If you see these signs - especially multiple ones - you're not in a partnership. You're in a one-sided relationship where you're the giver and she's the taker.

To answer your question, how men can still fully embrace gentlemanly culture, we think we need to completely rethink what being a "gentleman" means, because the old definition of chivalry and what not are getting men hurt.

Being a gentleman should mean:

✅ Treating women with respect

Setting clear boundaries about what's acceptable

Expecting fairness and respect in return

Walking away from relationships that damage you

Protecting your own future so you can actually help people

 

Being a gentleman DOES NOT mean:

❌ Being an ATM machine with no say

❌ Accepting surveillance and control as "love"
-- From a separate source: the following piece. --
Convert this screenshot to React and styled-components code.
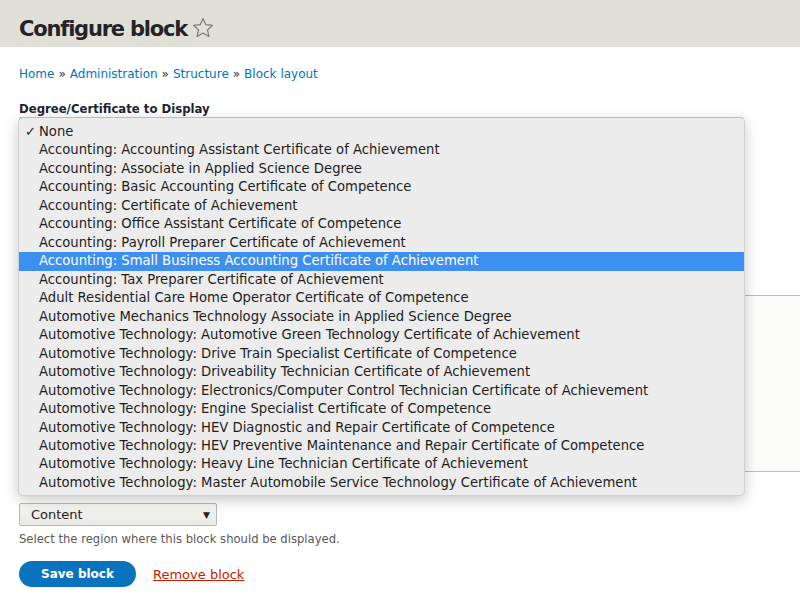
import React from "react"
import styled, { createGlobalStyle } from "styled-components"

const GlobalStyle = createGlobalStyle`
  html, body {
    margin: 0;
    padding: 0;
    background: #ffffff;
  }
  body {
    font-family: "DejaVu Sans", "Liberation Sans", sans-serif;
    color: #222330;
    overflow: hidden;
  }
`

const options = [
  "None",
  "Accounting: Accounting Assistant Certificate of Achievement",
  "Accounting: Associate in Applied Science Degree",
  "Accounting: Basic Accounting Certificate of Competence",
  "Accounting: Certificate of Achievement",
  "Accounting: Office Assistant Certificate of Competence",
  "Accounting: Payroll Preparer Certificate of Achievement",
  "Accounting: Small Business Accounting Certificate of Achievement",
  "Accounting: Tax Preparer Certificate of Achievement",
  "Adult Residential Care Home Operator Certificate of Competence",
  "Automotive Mechanics Technology Associate in Applied Science Degree",
  "Automotive Technology: Automotive Green Technology Certificate of Achievement",
  "Automotive Technology: Drive Train Specialist Certificate of Competence",
  "Automotive Technology: Driveability Technician Certificate of Achievement",
  "Automotive Technology: Electronics/Computer Control Technician Certificate of Achievement",
  "Automotive Technology: Engine Specialist Certificate of Competence",
  "Automotive Technology: HEV Diagnostic and Repair Certificate of Competence",
  "Automotive Technology: HEV Preventive Maintenance and Repair Certificate of Competence",
  "Automotive Technology: Heavy Line Technician Certificate of Achievement",
  "Automotive Technology: Master Automobile Service Technology Certificate of Achievement",
]

const Page = styled.div`
  position: relative;
  width: 800px;
  height: 612px;
  overflow: hidden;
`

const Header = styled.header`
  height: 47px;
  box-sizing: border-box;
  background: #e0e0d8;
  display: flex;
  align-items: flex-end;
  padding: 0 19px 6px;
  gap: 4px;
`

const Title = styled.h1`
  margin: 0;
  font-family: "DejaVu Sans", sans-serif;
  font-size: 21px;
  font-weight: bold;
  letter-spacing: -1.2px;
  color: #232429;
`

const Star = styled.svg`
  width: 24px;
  height: 24px;
  margin-bottom: 1px;
`

const Main = styled.main`
  padding: 0 0 0 19px;
`

const Breadcrumb = styled.nav`
  margin-top: 19px;
  font-size: 12px;
  line-height: 16px;
  color: #0074bd;
`

const Crumb = styled.a`
  color: #0074bd;
  text-decoration: none;
`

const Sep = styled.span`
  color: #333;
  margin: 0 4px;
`

const Label = styled.div`
  margin-top: 19px;
  font-size: 11.7px;
  font-weight: bold;
  line-height: 16px;
  color: #222330;
`

const WideSelect = styled.div`
  margin-top: 0;
  width: 722px;
  height: 26px;
  border: 1px solid #40b6ff;
  border-radius: 2px;
`

const TabsPanel = styled.div`
  margin-top: 150px;
  height: 175px;
  border-top: 1px solid #bbbbbb;
  border-bottom: 1px solid #bbbbbb;
  background: #fcfcfa;
`

const RegionLabel = styled(Label)`
  margin-top: 4px;
`

const RegionSelect = styled.div`
  margin-top: 11px;
  width: 198px;
  height: 23px;
  box-sizing: border-box;
  border: 1px solid #b8b8b8;
  border-radius: 2px;
  background: linear-gradient(#f6f6f3, #e8e8e4);
  display: flex;
  align-items: center;
  justify-content: space-between;
  padding: 0 6px 0 11px;
  font-size: 13px;
  color: #222;
`

const Arrow = styled.span`
  font-size: 9px;
  color: #222;
`

const Description = styled.div`
  margin-top: 6px;
  font-size: 11.6px;
  line-height: 14px;
  color: #595959;
`

const Actions = styled.div`
  margin-top: 15px;
  display: flex;
  align-items: center;
  gap: 17px;
`

const PrimaryButton = styled.button`
  width: 117px;
  height: 26px;
  border: none;
  border-radius: 13px;
  background: #0a73bf;
  color: #ffffff;
  font-family: "DejaVu Sans", sans-serif;
  font-weight: bold;
  font-size: 12px;
  padding: 0;
`

const DangerLink = styled.a`
  color: #c72100;
  font-size: 13px;
  text-decoration: underline;
`

const Popup = styled.div`
  position: absolute;
  left: 18px;
  top: 117px;
  width: 727px;
  height: 379px;
  box-sizing: border-box;
  padding: 5px 0;
  background: #ececec;
  border: 1px solid #d0d0d0;
  border-top-color: #9ec2e6;
  border-radius: 5px;
  box-shadow: 0 4px 14px rgba(0, 0, 0, 0.22);
`

const Option = styled.div`
  height: 18.47px;
  line-height: 18.47px;
  display: flex;
  font-size: 13.2px;
  white-space: nowrap;
  background: ${p => (p.$active ? "#3d8ff0" : "transparent")};
  color: ${p => (p.$active ? "#ffffff" : "#1d1d1d")};
`

const Check = styled.span`
  width: 14px;
  padding-left: 6px;
  font-size: 13px;
`

const App = () => (
  <Page>
    <GlobalStyle />
    <Header>
      <Title>Configure block</Title>
      <Star viewBox="0 0 24 24">
        <path
          d="M12 2.6l2.8 6.1 6.6.7-4.9 4.5 1.4 6.6L12 17.1l-5.9 3.4 1.4-6.6-4.9-4.5 6.6-.7z"
          fill="none"
          stroke="#777"
          strokeWidth="1.2"
          strokeLinejoin="round"
        />
      </Star>
    </Header>
    <Main>
      <Breadcrumb>
        <Crumb href="#">Home</Crumb>
        <Sep>»</Sep>
        <Crumb href="#">Administration</Crumb>
        <Sep>»</Sep>
        <Crumb href="#">Structure</Crumb>
        <Sep>»</Sep>
        <Crumb href="#">Block layout</Crumb>
      </Breadcrumb>
      <Label>Degree/Certificate to Display</Label>
      <WideSelect />
      <TabsPanel />
      <RegionLabel>Region</RegionLabel>
      <RegionSelect>
        Content
        <Arrow>▼</Arrow>
      </RegionSelect>
      <Description>Select the region where this block should be displayed.</Description>
      <Actions>
        <PrimaryButton>Save block</PrimaryButton>
        <DangerLink href="#">Remove block</DangerLink>
      </Actions>
    </Main>
    <Popup>
      {options.map((o, i) => (
        <Option key={o} $active={i === 7}>
          <Check>{i === 0 ? "✓" : ""}</Check>
          {o}
        </Option>
      ))}
    </Popup>
  </Page>
)

export default App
❌ Staying in toxic relationships because "men don't quit"

❌ Sacrificing your entire future for someone who doesn't respect you

❌ Working yourself to death while she finds someone richer

❌ Pretending everything's fine when you're drowning in debt

❌ Being a doormat and calling it "sacrifice"

 

You said something in your letter that stuck with us: "We pay to suffer than to prosper."

Brother, that's not what life should be. That's not what partnerships should feel like. If you're paying - financially and emotionally - and all you're getting in return is stress, surveillance, demands, and debt, something's very wrong.

Because you're absolutely right - a lot of men are living exactly what you described. They're paying to be controlled. They're sacrificing everything for someone who'd leave them the moment the money runs out. They're working themselves to death while putting on a fake smile pretending everything's fine.

That's not gentleman culture. That's just survival mode. And no one should have to live like that.

The goal isn't to go back to Scenario 1 - that ship has sailed, and honestly it had its own problems. The goal is to build Scenario 3: partnerships where both people contribute fairly, respect each other genuinely, and nobody gets drained dry.

Partnerships where if you're providing financially, you're appreciated for it - not expected to do it while also being controlled and questioned.

Partnerships where if she's working, her money and your money are treated with the same respect and fairness.

Partnerships where conversations about money, boundaries, and expectations don't make you the bad guy.

Partnerships where both people are building each other up, not one person draining the other.

We know you're hurting right now. Separation is hard, even when it's the right decision. Even when you know the relationship was toxic. There's still grief there. Still questions about what you could have done differently.

But from everything you've told us Fais - you didn't fail. You tried. You provided. You endured. You gave it your all. The relationship failed because it was built on an unfair foundation. One person taking, one person giving, and nothing in balance.

That's not on you. That's on a system that taught her she could have independence without responsibility, and taught you that enduring disrespect was "being a man."

Wishing you strength, brother.

You've been through hell - the separation, the realization, the conversations with other men who are struggling. That takes courage. To face it, to try to understand it, to want to help others avoid it.

Whatever comes next in your life journey, we hope you find peace. We hope you find partnership that's actually fair - whether that's with someone new down the road or whether that's building a good life on your own terms.

Most of all, we hope you remember this: Asking for fairness doesn't make you less of a man. It makes you someone who knows his worth.

Take care of yourself. And let us know when you're ready to talk more.